The exercise:
Reproduce the full listing below unchanged, apart from the pictures.

BEGIN

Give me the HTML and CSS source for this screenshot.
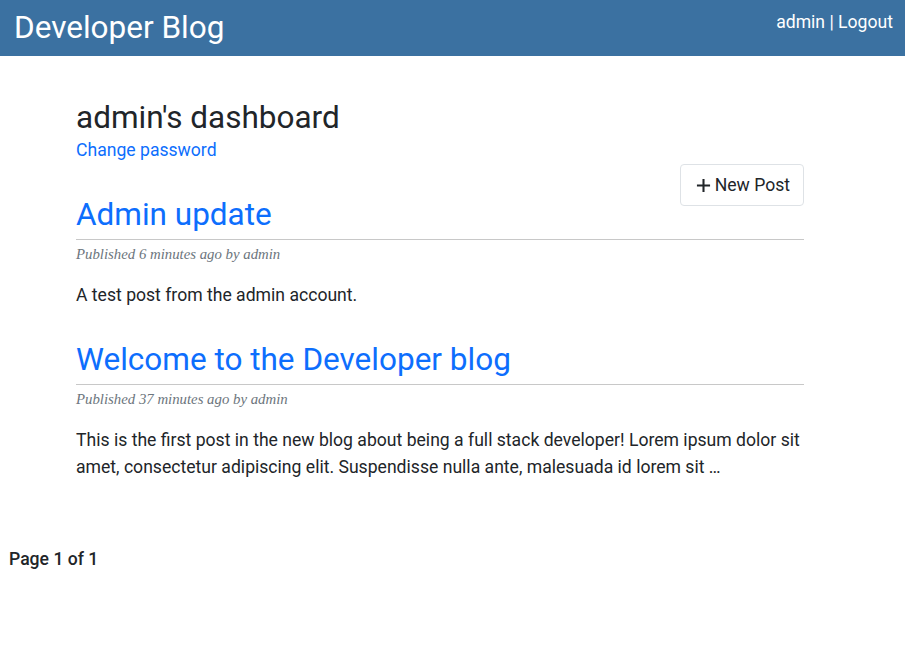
FILE: index.html
```html
<!DOCTYPE html>
<html lang="en">
<head>
<meta charset="utf-8">
<title>Developer Blog</title>
<link rel="stylesheet" href="styles.css">
</head>
<body>
<header class="topbar">
  <a class="brand" href="#">Developer Blog</a>
  <div class="userbox"><a href="#">admin</a> | <a href="#">Logout</a></div>
</header>
<main class="container">
  <h1 class="dash-title">admin's dashboard</h1>
  <div class="sub"><a href="#">Change password</a></div>
  <a class="btn-new" href="#"><svg class="plus" viewBox="0 0 16 16" width="15" height="15"><path d="M8 1v14M1 8h14" stroke="currentColor" stroke-width="2.2" fill="none"/></svg>New Post</a>
  <article class="post">
    <h2 class="post-title"><a href="#">Admin update</a></h2>
    <div class="meta">Published 6 minutes ago by admin</div>
    <p class="body">A test post from the admin account.</p>
  </article>
  <article class="post">
    <h2 class="post-title"><a href="#">Welcome to the Developer blog</a></h2>
    <div class="meta">Published 37 minutes ago by admin</div>
    <p class="body">This is the first post in the new blog about being a full stack developer! Lorem ipsum dolor sit amet, consectetur adipiscing elit. Suspendisse nulla ante, malesuada id lorem sit …</p>
  </article>
</main>
<nav class="pager">Page 1 of 1</nav>
</body>
</html>
```

FILE: styles.css
```css
html, body {
  margin: 0;
  padding: 0;
}
body {
  font-family: Roboto, "Liberation Sans", sans-serif;
  font-size: 17.6px;
  line-height: 1.5;
  color: #212529;
  background: #fff;
}
a {
  color: #0d6efd;
  text-decoration: none;
}
.topbar {
  height: 56px;
  background: #3b71a1;
  display: flex;
  justify-content: space-between;
  align-items: flex-start;
  padding: 0 12px 0 14px;
  box-sizing: border-box;
}
.brand {
  color: #fff;
  font-size: 31.5px;
  line-height: 1.2;
  margin-top: 9px;
}
.userbox {
  color: #fff;
  font-size: 17.6px;
  line-height: 26.4px;
  margin-top: 9px;
}
.userbox a {
  color: #fff;
}
.container {
  width: 728px;
  margin: 0 0 0 76px;
  padding-top: 43px;
}
.dash-title {
  font-size: 31.5px;
  font-weight: 400;
  line-height: 1.2;
  margin: 0;
}
.sub {
  margin: 0;
}
.btn-new {
  float: right;
  display: flex;
  align-items: center;
  gap: 4px;
  color: #212529;
  border: 1px solid #dee2e6;
  border-radius: 4px;
  padding: 7px 13px 7px 15px;
  line-height: 26px;
  margin-top: 1px;
}
.plus {
  display: block;
}
.post-title {
  font-size: 31.5px;
  font-weight: 400;
  line-height: 1.2;
  margin: 0;
  padding-top: 33px;
  padding-bottom: 5px;
  border-bottom: 1px solid #c8c8c8;
}
.meta {
  font-family: "Liberation Serif", "DejaVu Serif", serif;
  font-style: italic;
  font-size: 14.8px;
  color: #6c757d;
  line-height: 18px;
  margin-top: 5px;
}
.body {
  margin: 19px 0 0;
}
.pager {
  margin: 66px 0 0 9px;
  font-weight: 500;
  font-size: 17.6px;
}
```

END

Solution to this problem:
Give me the HTML and CSS source for this screenshot.
FILE: index.html
```html
<!DOCTYPE html>
<html lang="en">
<head>
<meta charset="utf-8">
<title>Developer Blog</title>
<link rel="stylesheet" href="styles.css">
</head>
<body>
<header class="topbar">
  <a class="brand" href="#">Developer Blog</a>
  <div class="userbox"><a href="#">admin</a> | <a href="#">Logout</a></div>
</header>
<main class="container">
  <h1 class="dash-title">admin's dashboard</h1>
  <div class="sub"><a href="#">Change password</a></div>
  <a class="btn-new" href="#"><svg class="plus" viewBox="0 0 16 16" width="15" height="15"><path d="M8 1v14M1 8h14" stroke="currentColor" stroke-width="2.2" fill="none"/></svg>New Post</a>
  <article class="post">
    <h2 class="post-title"><a href="#">Admin update</a></h2>
    <div class="meta">Published 6 minutes ago by admin</div>
    <p class="body">A test post from the admin account.</p>
  </article>
  <article class="post">
    <h2 class="post-title"><a href="#">Welcome to the Developer blog</a></h2>
    <div class="meta">Published 37 minutes ago by admin</div>
    <p class="body">This is the first post in the new blog about being a full stack developer! Lorem ipsum dolor sit amet, consectetur adipiscing elit. Suspendisse nulla ante, malesuada id lorem sit …</p>
  </article>
</main>
<nav class="pager">Page 1 of 1</nav>
</body>
</html>
```

FILE: styles.css
```css
html, body {
  margin: 0;
  padding: 0;
}
body {
  font-family: Roboto, "Liberation Sans", sans-serif;
  font-size: 17.6px;
  line-height: 1.5;
  color: #212529;
  background: #fff;
}
a {
  color: #0d6efd;
  text-decoration: none;
}
.topbar {
  height: 56px;
  background: #3b71a1;
  display: flex;
  justify-content: space-between;
  align-items: flex-start;
  padding: 0 12px 0 14px;
  box-sizing: border-box;
}
.brand {
  color: #fff;
  font-size: 31.5px;
  line-height: 1.2;
  margin-top: 9px;
}
.userbox {
  color: #fff;
  font-size: 17.6px;
  line-height: 26.4px;
  margin-top: 9px;
}
.userbox a {
  color: #fff;
}
.container {
  width: 728px;
  margin: 0 0 0 76px;
  padding-top: 43px;
}
.dash-title {
  font-size: 31.5px;
  font-weight: 400;
  line-height: 1.2;
  margin: 0;
}
.sub {
  margin: 0;
}
.btn-new {
  float: right;
  display: flex;
  align-items: center;
  gap: 4px;
  color: #212529;
  border: 1px solid #dee2e6;
  border-radius: 4px;
  padding: 7px 13px 7px 15px;
  line-height: 26px;
  margin-top: 1px;
}
.plus {
  display: block;
}
.post-title {
  font-size: 31.5px;
  font-weight: 400;
  line-height: 1.2;
  margin: 0;
  padding-top: 33px;
  padding-bottom: 5px;
  border-bottom: 1px solid #c8c8c8;
}
.meta {
  font-family: "Liberation Serif", "DejaVu Serif", serif;
  font-style: italic;
  font-size: 14.8px;
  color: #6c757d;
  line-height: 18px;
  margin-top: 5px;
}
.body {
  margin: 19px 0 0;
}
.pager {
  margin: 66px 0 0 9px;
  font-weight: 500;
  font-size: 17.6px;
}
```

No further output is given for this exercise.